+++ Supplied information +++

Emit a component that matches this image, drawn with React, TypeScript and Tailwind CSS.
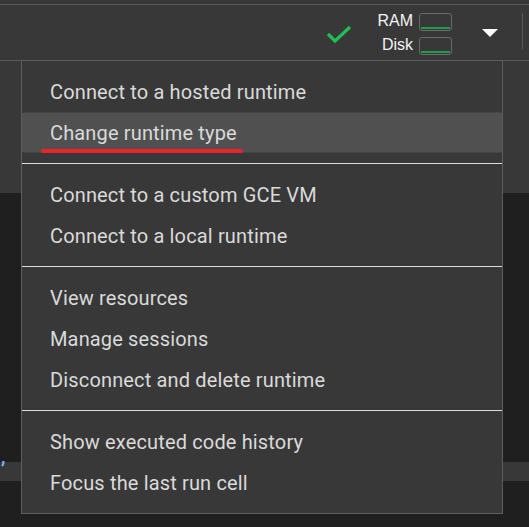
const items: (string | null)[] = [
  'Connect to a hosted runtime',
  'Change runtime type',
  null,
  'Connect to a custom GCE VM',
  'Connect to a local runtime',
  null,
  'View resources',
  'Manage sessions',
  'Disconnect and delete runtime',
  null,
  'Show executed code history',
  'Focus the last run cell',
];

function UsageBox() {
  return (
    <div className="w-[33px] h-[18px] rounded-[3px] border border-[#6a6a6a] flex flex-col justify-end px-[1px] pb-[1px]">
      <div className="h-[2px] bg-[#1e9e4a]" />
    </div>
  );
}

export default function App() {
  return (
    <div className="relative w-[529px] h-[527px] overflow-hidden bg-[#1f1f1f] font-['Roboto',sans-serif]">
      {/* header */}
      <div className="h-[4px] bg-[#383838]" />
      <div className="h-[57px] bg-[#383838] border-y border-[#5a5a5a] flex items-center">
        <div className="flex-1" />
        <svg width="28" height="22" viewBox="0 0 28 22" className="mr-[24px] mt-[3px]">
          <polyline points="3,11 10,18 25,4" fill="none" stroke="#1fbf55" strokeWidth="3.2" />
        </svg>
        <div className="flex flex-col items-end gap-[6px] font-['Liberation_Sans',Arial,sans-serif] text-[16px] leading-[18px] text-[#f2f2f2] mr-[6px] mt-[1px]">
          <span>RAM</span>
          <span>Disk</span>
        </div>
        <div className="flex flex-col gap-[6px] mt-[2px]">
          <UsageBox />
          <UsageBox />
        </div>
        <div className="ml-[30px] mr-[24px] w-0 h-0 border-l-[8px] border-r-[8px] border-t-[8px] border-l-transparent border-r-transparent border-t-white mt-[1px]" />
        <div className="w-px h-[36px] bg-[#5a5a5a] mr-[6px] -mt-[4px]" />
      </div>
      <div className="h-[132px] bg-[#383838]" />
      <div className="h-[269px] bg-[#1f1f1f] flex flex-col justify-end pl-[1px]">
        <span className="text-[#7fb0ff] text-[18px] leading-[16px] font-bold -mb-[3px]">,</span>
      </div>
      <div className="h-[19px] bg-[#383838]" />

      {/* menu */}
      <div className="absolute left-[21px] top-[60px] w-[482px] h-[454px] bg-[#383838] border border-[#5e5e5e] pt-[10px] pb-[10px] text-[20px] tracking-[0.15px] text-[#dadada]">
        {items.map((label, i) =>
          label === null ? (
            <div key={i} className="py-[10px]">
              <div className="h-px bg-[#dcdcdc]" />
            </div>
          ) : label === 'Change runtime type' ? (
            <div key={i} className="relative h-[41px] bg-[#505050] border-y border-dotted border-[#3a3a3a] flex items-center pl-[28px]">
              {label}
              <div className="absolute left-[19px] -bottom-[1px] w-[202px] h-[4px] rounded-full bg-[#ee2229]" />
            </div>
          ) : (
            <div key={i} className="h-[41px] flex items-center pl-[28px]">
              {label}
            </div>
          )
        )}
      </div>
    </div>
  );
}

+++

What you will do
Reproduce the listing exactly. Leave its pictures out.

Task result
Emit a component that matches this image, drawn with React, TypeScript and Tailwind CSS.
const items: (string | null)[] = [
  'Connect to a hosted runtime',
  'Change runtime type',
  null,
  'Connect to a custom GCE VM',
  'Connect to a local runtime',
  null,
  'View resources',
  'Manage sessions',
  'Disconnect and delete runtime',
  null,
  'Show executed code history',
  'Focus the last run cell',
];

function UsageBox() {
  return (
    <div className="w-[33px] h-[18px] rounded-[3px] border border-[#6a6a6a] flex flex-col justify-end px-[1px] pb-[1px]">
      <div className="h-[2px] bg-[#1e9e4a]" />
    </div>
  );
}

export default function App() {
  return (
    <div className="relative w-[529px] h-[527px] overflow-hidden bg-[#1f1f1f] font-['Roboto',sans-serif]">
      {/* header */}
      <div className="h-[4px] bg-[#383838]" />
      <div className="h-[57px] bg-[#383838] border-y border-[#5a5a5a] flex items-center">
        <div className="flex-1" />
        <svg width="28" height="22" viewBox="0 0 28 22" className="mr-[24px] mt-[3px]">
          <polyline points="3,11 10,18 25,4" fill="none" stroke="#1fbf55" strokeWidth="3.2" />
        </svg>
        <div className="flex flex-col items-end gap-[6px] font-['Liberation_Sans',Arial,sans-serif] text-[16px] leading-[18px] text-[#f2f2f2] mr-[6px] mt-[1px]">
          <span>RAM</span>
          <span>Disk</span>
        </div>
        <div className="flex flex-col gap-[6px] mt-[2px]">
          <UsageBox />
          <UsageBox />
        </div>
        <div className="ml-[30px] mr-[24px] w-0 h-0 border-l-[8px] border-r-[8px] border-t-[8px] border-l-transparent border-r-transparent border-t-white mt-[1px]" />
        <div className="w-px h-[36px] bg-[#5a5a5a] mr-[6px] -mt-[4px]" />
      </div>
      <div className="h-[132px] bg-[#383838]" />
      <div className="h-[269px] bg-[#1f1f1f] flex flex-col justify-end pl-[1px]">
        <span className="text-[#7fb0ff] text-[18px] leading-[16px] font-bold -mb-[3px]">,</span>
      </div>
      <div className="h-[19px] bg-[#383838]" />

      {/* menu */}
      <div className="absolute left-[21px] top-[60px] w-[482px] h-[454px] bg-[#383838] border border-[#5e5e5e] pt-[10px] pb-[10px] text-[20px] tracking-[0.15px] text-[#dadada]">
        {items.map((label, i) =>
          label === null ? (
            <div key={i} className="py-[10px]">
              <div className="h-px bg-[#dcdcdc]" />
            </div>
          ) : label === 'Change runtime type' ? (
            <div key={i} className="relative h-[41px] bg-[#505050] border-y border-dotted border-[#3a3a3a] flex items-center pl-[28px]">
              {label}
              <div className="absolute left-[19px] -bottom-[1px] w-[202px] h-[4px] rounded-full bg-[#ee2229]" />
            </div>
          ) : (
            <div key={i} className="h-[41px] flex items-center pl-[28px]">
              {label}
            </div>
          )
        )}
      </div>
    </div>
  );
}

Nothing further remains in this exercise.